Summer’s here and the kids are on school holidays. Today I took a day off work and took my son to a nearby water park. We see this every time I drive to work. The highway on-ramp circles the mega-complex.
While I enjoy a beach, I spent my childhood immersed in chlorinated water. I have a large lung capacity (just ask my partner) Being underwater, swimming lazily, and testing the limits of one breath is the closest I know to dreaming while wide awake.
Now while I say “Water Park” – and all the expense and mayhem that normally entails – this is actually a public pool complex run by the Hong Kong Government (Go Public Service!). What marvelled me was the thought put into the constructions, maintenance and operation. Entry is HK$17 for adults and $8 for children (roughly US$2 and $1 respectively). You can use your stored value Octopus card at the turnstile or an available coin machine gives you the change required.

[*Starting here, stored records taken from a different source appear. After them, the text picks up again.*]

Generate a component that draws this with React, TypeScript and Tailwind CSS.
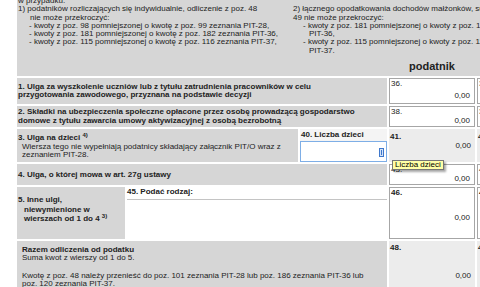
type CellProps = {
  no: string;
  value?: string;
  computed?: boolean;
  boldNo?: boolean;
  className?: string;
};

function ValueCell({ no, value = '0,00', computed = false, boldNo = false, className = '' }: CellProps) {
  const box = computed ? 'bg-[#ececec]' : 'border border-[#a6a6a6] bg-white';
  return (
    <div className={`flex flex-col ${box} ${className}`}>
      <span className={`pl-[1px] pt-[1px] leading-[8.5px] ${boldNo ? 'font-bold' : ''}`}>{no}</span>
      <span className="flex flex-1 items-center justify-end pr-[4px] leading-[8.5px]">{value}</span>
    </div>
  );
}

function CaretMark() {
  return (
    <svg width="5" height="9" viewBox="0 0 5 9" className="absolute right-[2px] top-[6px]">
      <rect x="0.5" y="0.5" width="4" height="8" fill="#d3e3f8" stroke="#3f78cc" />
      <line x1="2.5" y1="2" x2="2.5" y2="7" stroke="#3f78cc" />
    </svg>
  );
}

export default function App() {
  return (
    <div className="relative h-[287px] w-[480px] overflow-hidden bg-white font-['Liberation_Sans',Arial,sans-serif] text-[8px] text-[#222]">
      <div className="flex w-[560px] flex-col gap-[2px] pl-[17px]">
        {/* notes + column heading */}
        <div className="h-[76px] overflow-hidden bg-[#d6d6d6]">
          <div className="-mt-[3px] whitespace-nowrap pl-[1px] leading-[8.3px]">
            <p>w przypadku:</p>
            <div className="flex">
              <div className="w-[275px]">
                <p>1) podatników rozliczających się indywidualnie, odliczenie z poz. 48</p>
                <p className="pl-[12px]">nie może przekroczyć:</p>
                <p className="pl-[11px]">- kwoty z poz. 98 pomniejszonej o kwotę z poz. 99 zeznania PIT-28,</p>
                <p className="pl-[11px]">- kwoty z poz. 181 pomniejszonej o kwotę z poz. 182 zeznania PIT-36,</p>
                <p className="pl-[11px]">- kwoty z poz. 115 pomniejszonej o kwotę z poz. 116 zeznania PIT-37,</p>
              </div>
              <div className="w-[260px]">
                <p>2) łącznego opodatkowania dochodów małżonków, suma odliczeń z poz. 48 i</p>
                <p>49 nie może przekroczyć:</p>
                <p className="pl-[10px]">- kwoty z poz. 181 pomniejszonej o kwoty z poz. 182 zeznania</p>
                <p className="pl-[16px]">PIT-36,</p>
                <p className="pl-[10px]">- kwoty z poz. 115 pomniejszonej o kwoty z poz. 116 zeznania</p>
                <p className="pl-[16px]">PIT-37.</p>
              </div>
            </div>
          </div>
          <div className="mt-[5px] grid grid-cols-[370px_86px_86px] gap-x-[2px] text-[11px] font-bold leading-[13px]">
            <span />
            <span className="text-center">podatnik</span>
            <span className="text-center">małżonek</span>
          </div>
        </div>

        {/* 1 */}
        <div className="grid h-[26px] grid-cols-[370px_86px_86px] gap-x-[2px]">
          <div className="flex flex-col justify-center bg-[#d6d6d6] pl-[1px] font-bold leading-[8.5px]">
            <p>1. Ulga za wyszkolenie uczniów lub z tytułu zatrudnienia pracowników w celu</p>
            <p>przygotowania zawodowego, przyznana na podstawie decyzji</p>
          </div>
          <ValueCell no="36." />
          <ValueCell no="37." />
        </div>

        {/* 2 */}
        <div className="grid h-[21px] grid-cols-[370px_86px_86px] gap-x-[2px]">
          <div className="flex flex-col justify-center bg-[#d6d6d6] pl-[1px] font-bold leading-[8.5px]">
            <p>2. Składki na ubezpieczenia społeczne opłacone przez osobę prowadzącą gospodarstwo</p>
            <p>domowe z tytułu zawarcia umowy aktywizacyjnej z osobą bezrobotną</p>
          </div>
          <ValueCell no="38." className="[&>span:last-child]:flex-none" />
          <ValueCell no="39." className="[&>span:last-child]:flex-none" />
        </div>

        {/* 3 */}
        <div className="grid h-[33px] grid-cols-[281px_87px_86px_86px] gap-x-[2px]">
          <div className="whitespace-nowrap bg-[#d6d6d6] pl-[1px] pt-[5px] leading-[8.7px]">
            <p className="font-bold">
              3. Ulga na dzieci <sup className="text-[6px]">4)</sup>
            </p>
            <p className="pl-[4px]">Wiersza tego nie wypełniają podatnicy składający załącznik PIT/O wraz z</p>
            <p className="pl-[4px]">zeznaniem PIT-28.</p>
          </div>
          <div className="flex flex-col bg-[#f4f4f4]">
            <span className="pl-[1px] pt-[2px] font-bold leading-[8.5px]">40. Liczba dzieci</span>
            <div className="relative mt-[1px] flex-1 border border-[#7eaee6] bg-white">
              <CaretMark />
            </div>
          </div>
          <ValueCell no="41." computed boldNo className="[&>span:first-child]:pt-[4px] [&>span:last-child]:flex-none" />
          <ValueCell no="42." computed boldNo className="[&>span:first-child]:pt-[4px] [&>span:last-child]:flex-none" />
        </div>

        {/* 4 */}
        <div className="grid h-[21px] grid-cols-[370px_86px_86px] gap-x-[2px]">
          <div className="flex items-center bg-[#d6d6d6] pl-[1px] font-bold">
            <p>4. Ulga, o której mowa w art. 27g ustawy</p>
          </div>
          <ValueCell no="43." className="[&>span:last-child]:flex-none" />
          <ValueCell no="44." className="[&>span:last-child]:flex-none" />
        </div>

        {/* 5 */}
        <div className="grid h-[52px] grid-cols-[108px_260px_86px_86px] gap-x-[2px]">
          <div className="whitespace-nowrap bg-[#d6d6d6] pl-[1px] pt-[8px] font-bold leading-[9.5px]">
            <p>5. Inne ulgi,</p>
            <p className="pl-[6px]">niewymienione w</p>
            <p className="pl-[6px]">
              wierszach od 1 do 4 <sup className="text-[6px]">3)</sup>
            </p>
          </div>
          <div className="flex flex-col bg-white">
            <span className="pt-[1px] font-bold leading-[8.5px]">45. Podać rodzaj:</span>
            <div className="mt-[2px] flex-1 border-t border-[#c4c4c4] bg-white" />
          </div>
          <ValueCell no="46." boldNo />
          <ValueCell no="47." boldNo />
        </div>

        {/* razem */}
        <div className="grid h-[54px] grid-cols-[370px_86px_86px] gap-x-[2px]">
          <div className="bg-[#d6d6d6] pl-[5px] pt-[5px] leading-[8px]">
            <p className="font-bold">Razem odliczenia od podatku</p>
            <p>Suma kwot z wierszy od 1 do 5.</p>
            <p className="mt-[10px]">
              Kwotę z poz. 48 należy przenieść do poz. 101 zeznania PIT-28 lub poz. 186 zeznania PIT-36 lub
            </p>
            <p>poz. 120 zeznania PIT-37.</p>
          </div>
          <ValueCell no="48." computed boldNo className="pt-[2px] [&>span:last-child]:pt-[4px]" />
          <ValueCell no="49." computed boldNo className="pt-[2px] [&>span:last-child]:pt-[4px]" />
        </div>
      </div>

      {/* tooltip over field 43 */}
      <div className="absolute left-[392px] top-[160px] border border-[#767676] bg-[#ffffa6] px-[2px] leading-[8px] text-black shadow-[2px_2px_2px_rgba(0,0,0,0.35)]">
        Liczba dzieci
      </div>
    </div>
  );
}
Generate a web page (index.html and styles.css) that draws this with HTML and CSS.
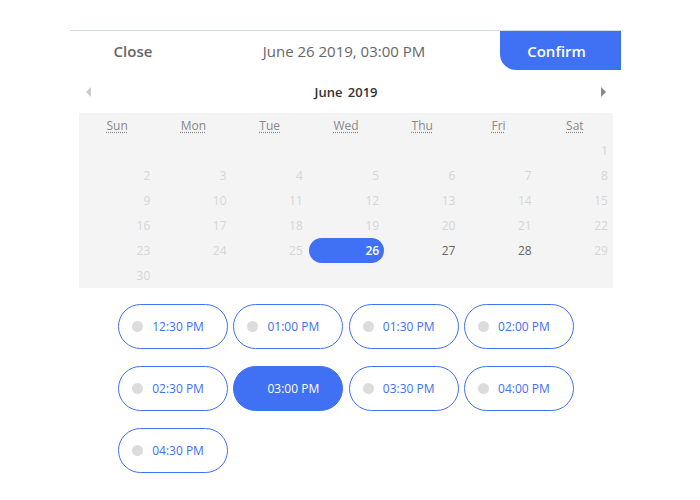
FILE: index.html
```html
<!DOCTYPE html>
<html>
<head>
<meta charset="utf-8">
<link rel="stylesheet" href="styles.css">
</head>
<body>
<div class="picker">
  <div class="header">
    <button class="close">Close</button>
    <div class="current">June 26 2019, 03:00 PM</div>
    <button class="confirm">Confirm</button>
  </div>
  <div class="nav">
    <span class="arrow arrow-left"></span>
    <span class="month">June 2019</span>
    <span class="arrow arrow-right"></span>
  </div>
  <div class="calendar">
    <div class="wd"><abbr title="Sunday">Sun</abbr></div>
    <div class="wd"><abbr title="Monday">Mon</abbr></div>
    <div class="wd"><abbr title="Tuesday">Tue</abbr></div>
    <div class="wd"><abbr title="Wednesday">Wed</abbr></div>
    <div class="wd"><abbr title="Thursday">Thu</abbr></div>
    <div class="wd"><abbr title="Friday">Fri</abbr></div>
    <div class="wd"><abbr title="Saturday">Sat</abbr></div>

    <div class="day"></div><div class="day"></div><div class="day"></div><div class="day"></div><div class="day"></div><div class="day"></div><div class="day">1</div>
    <div class="day">2</div><div class="day">3</div><div class="day">4</div><div class="day">5</div><div class="day">6</div><div class="day">7</div><div class="day">8</div>
    <div class="day">9</div><div class="day">10</div><div class="day">11</div><div class="day">12</div><div class="day">13</div><div class="day">14</div><div class="day">15</div>
    <div class="day">16</div><div class="day">17</div><div class="day">18</div><div class="day">19</div><div class="day">20</div><div class="day">21</div><div class="day">22</div>
    <div class="day">23</div><div class="day">24</div><div class="day">25</div><div class="day selected">26</div><div class="day active">27</div><div class="day active">28</div><div class="day">29</div>
    <div class="day">30</div><div class="day"></div><div class="day"></div><div class="day"></div><div class="day"></div><div class="day"></div><div class="day"></div>
  </div>
  <div class="times">
    <div class="slot"><span class="dot"></span>12:30 PM</div>
    <div class="slot"><span class="dot"></span>01:00 PM</div>
    <div class="slot"><span class="dot"></span>01:30 PM</div>
    <div class="slot"><span class="dot"></span>02:00 PM</div>
    <div class="slot"><span class="dot"></span>02:30 PM</div>
    <div class="slot chosen">03:00 PM</div>
    <div class="slot"><span class="dot"></span>03:30 PM</div>
    <div class="slot"><span class="dot"></span>04:00 PM</div>
    <div class="slot"><span class="dot"></span>04:30 PM</div>
  </div>
</div>
</body>
</html>
```
FILE: styles.css
```css
html, body {
  margin: 0;
  padding: 0;
  background: #fff;
}
body {
  font-family: "Open Sans", "Noto Sans", sans-serif;
}
.picker {
  width: 551px;
  margin: 30px 0 0 70px;
  border-top: 1px solid #d3dee3;
}
.header {
  display: flex;
  align-items: center;
  height: 39px;
}
.header button {
  font-family: inherit;
  border: none;
  background: none;
  cursor: pointer;
  padding: 0;
}
.close {
  width: 126px;
  font-size: 15px;
  font-weight: 600;
  color: #666;
  text-align: center;
}
.current {
  flex: 1;
  text-align: center;
  font-size: 15px;
  color: #666;
  padding-right: 8px;
}
.header .confirm {
  width: 121px;
  height: 39px;
  background: #4070f4;
  color: #fff;
  font-size: 15px;
  font-weight: 600;
  padding-right: 8px;
  border-bottom-left-radius: 16px;
}
.nav {
  display: flex;
  align-items: center;
  justify-content: space-between;
  height: 24px;
  margin: 10px 15px 0 16px;
}
.month {
  font-size: 13px;
  font-weight: 600;
  color: #333;
  word-spacing: 2px;
}
.arrow {
  width: 0;
  height: 0;
  border-top: 5px solid transparent;
  border-bottom: 5px solid transparent;
}
.arrow-left {
  border-right: 5px solid #ccc;
}
.arrow-right {
  border-left: 5px solid #888;
}
.calendar {
  display: grid;
  grid-template-columns: repeat(7, 1fr);
  grid-auto-rows: 25px;
  background: #f4f4f4;
  margin: 9px 8px 0 9px;
}
.wd {
  display: flex;
  align-items: center;
  justify-content: center;
  font-size: 12px;
  color: #888;
}
.wd abbr {
  text-decoration: underline dotted;
  text-underline-offset: 2px;
}
.day {
  display: flex;
  align-items: center;
  justify-content: flex-end;
  padding-right: 5px;
  font-size: 12px;
  color: #d6d6d6;
}
.day.active {
  color: #666;
}
.day.selected {
  background: #4070f4;
  color: #fff;
  font-weight: 600;
  border-radius: 13px;
  margin: 0 0 0 1px;
}
.times {
  display: grid;
  grid-template-columns: repeat(4, 110px);
  grid-auto-rows: 45px;
  column-gap: 5.3px;
  row-gap: 17px;
  justify-content: center;
  margin: 16px 8px 0 9px;
}
.slot {
  position: relative;
  display: flex;
  align-items: center;
  justify-content: center;
  box-sizing: border-box;
  border: 1px solid #4070f4;
  border-radius: 23px;
  color: #4070f4;
  font-size: 12px;
  padding-left: 10px;
}
.slot .dot {
  position: absolute;
  left: 13px;
  top: 16px;
  width: 11px;
  height: 11px;
  border-radius: 50%;
  background: #dcdcdc;
}
.slot.chosen {
  background: #4070f4;
  color: #fff;
}
```
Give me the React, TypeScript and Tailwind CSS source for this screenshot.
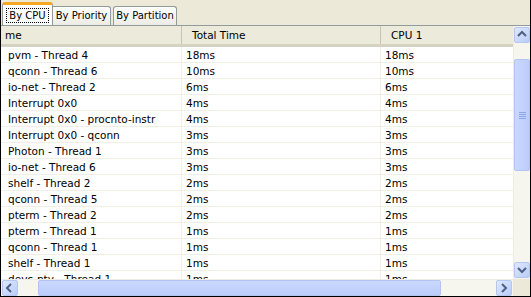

The only way into the pools themselves is through a three metre wide archway fitted with dozens of shower heads and a shallow trough of water. In a city once afflicted by SARS, Hong Kong is now obsessed with cleanliness. It’s great.
Free rental lockers and a massive, clean changing room mean you abandon all but your swimsuit and goggles. It’s oddly liberating – and nice to be at a pool complex free of duffel bags, wet towels, food wrappers and more.
We headed straight for the play area. There an over-sized bucket fills with water then tips onto swimmers every four minutes. It was a deluge! There were water cannons and slides and hoses and sprays everywhere. My 8-year-old Ethan and his friends Lulu and Nick were in heaven. I admit I had a run in my step as we bolted from play station t play station!
After we hit the water slides. There are two stations – one a mid-sized slide and the other higher still. Attendants buzzed open turnstiles so one swimmer at a time could enter then slide. Only when the way was clear could the next enter.
As a parent, I have to admire the safety and the visible presence of lifeguards and first aid officers. The lifeguards were actively ensuring children cleared the pool at the bottom of the slides but didn’t interrupt mild horseplay in another pool. It was fun and safe!
Another pool has three diving boards (and a dedicated lifeguard). I can’t recall the depth of that pool but can say it took a concerted effort and sore ears to finally reach the bottom. A large 50 metre Olympic pool was dedicated to lap swimmers. Smaller pools were available for children’s lessons. Adjacent to the water bucket pool was another pool with baby-sized slides and water cannons shaped like frogs and bees.
The size of the complex and the proximity to enormous housing estates warns me the centre is probably packed on weekends and during school holidays. Today felt like we were in Disneyworld alone. Great fun! No lines!
There is a small canteen and sun cabanas available (pay for food; take a cabana for free). You’d need to bring waterproof bags if you hoped to bring in food or dry towels. There are plenty of seats in the swimming stadium and a dedicated sunbathing area with plenty of space
On the MTR, take the Tseung Kwan O line to Po Lam. Exit into the Metro City Plaza and then walk to the exits at the cinema. Turn left and walk two blocks. There will be a sign directing you to the sports centre (the pool is part of a large complex including squash courts, basketball courts, fitness centre and the local public library). Allow 5-10 minutes for the walk.
By taxi from Central allow 25 minutes and HK$180 each way. No idea how to say Sports Centre in Cantonese!
By take the Eastern Harbour Crossing then the Tseung Kwan O Tunnel through the mountain. Stay on the highway to the exit for Po Lam and Hang Hau. Turn left at the round-about and follow the signs for the sports centre. Limited parking is available on-site for HK$7 per hour.
The park has three daily shifts, ensuring the entire centre is empty for cleaning and crowd control. It is open from 6:30 am to 12:00 noon, then from 1:00 pm to 6:30, and finally from 7:30 to 10:00 pm. Swimmers are asked to exit the pools 30 minutes before scheduled closings. It is closed every Monday for “a complete sterilisation” according to signs.